Who better to judge “other deleterious activities” and “isolated waters” than the federal government. If you’ve got a low spot in the back fourty, you better figure out a way for it to drain and quick, because if Governor Schweitzer gets his way there’ll be hell to pay if you spray next to it and the short nosed wrinkly gnat gets poisoned. To Roy Brown and Congressman Rehberg: thanks for standing up for common sense, it doesn’t look like there is any eminating from the governor’s mansion in Helena.

Grinding Wheels

Actually, I’m not even sure a sense of movement should be implied:

The [FWP environmental assessment] shows the project [to kill 50 of the roughly 700 urban deer in Helena] will have no or minimal impacts to land, air water and vegetation resources. The study also analyzed wildlife impacts and showed the project will have some effect on the city’s deer population, but it won’t impact other species.

“The removal of 50 animals will cause some localized changes to the distribution and abundance of mule deer and it will not adversely affect the overall abundance of the species within the city,” according to the study. “Mule deer will still be plentiful in many … parts of the city.”

Yup, that’s some effect alright. Call me a heartless, unthoughtful bastard, but when I’m king for a day, I don’t spend money analyzing the impact to a cities environment if I were thinking of removing a mere 7% of a burgeoning deer population whose species is in no danger of expiring and pat myself on the back for being so diligent reviewing a useless “pilot program”. No, as king I just keep shooting until the cute fuzzy things don’t come back and I fill the freezers of some hungry people along the way.
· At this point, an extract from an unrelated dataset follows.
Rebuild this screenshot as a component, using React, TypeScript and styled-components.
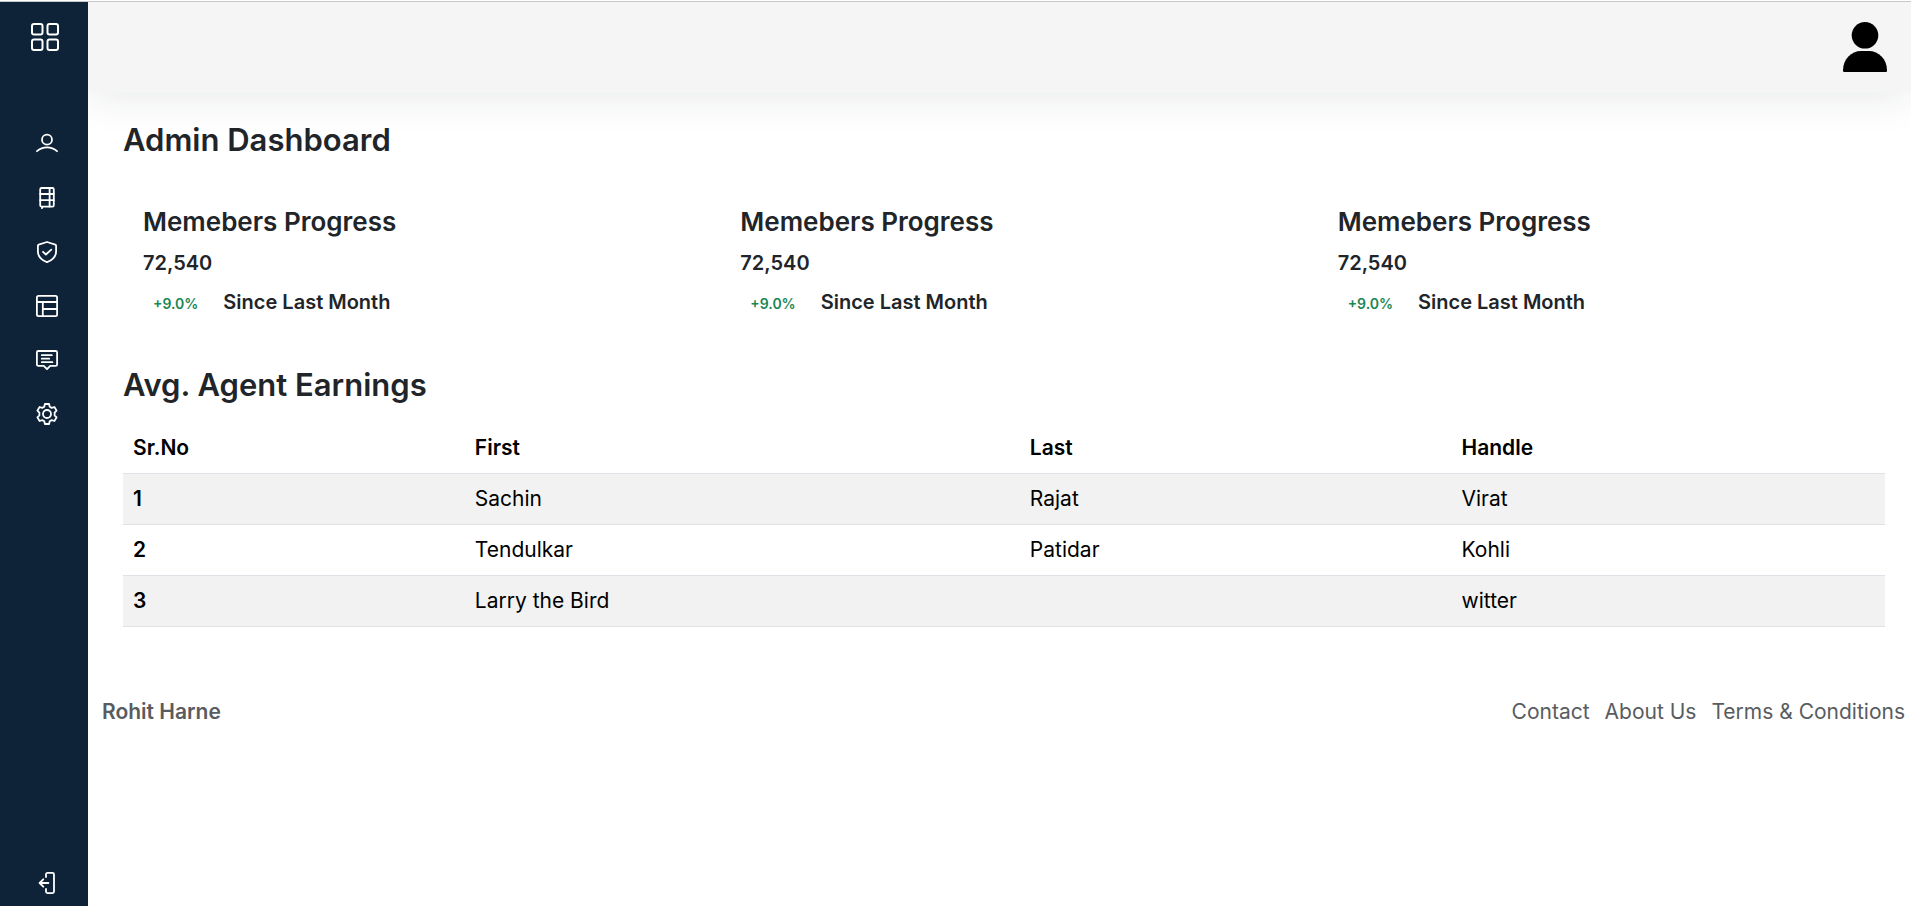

There you go Helena, two problems solved at once, you may now kiss the ring my *ss.

Constructing

I grew up in the mountains, so moving down here outside of Helena is a sort of homecoming. I am having to remember a few things, though, especially as it relates to my latest project, which requires some decent holes in the ground. Up in Conrad, one could safely put a hole just about anywhere one desired, and a spud bar really wasn’t needed (as long as you were digging in the spring). That farm ground provided some good diggin’. Down here, on the other hand, even a post hole digger and a spud bar just don’t cut it. What one really needs are some blasting caps. Unfortunately for me, I don’t have the proper documentation to operate such things, so I have to make due with the spud bar and aching muscles. The holes are finally done, though, and I have gained several attractive boulders for landscaping in the process. No wonder guys like to blow things up.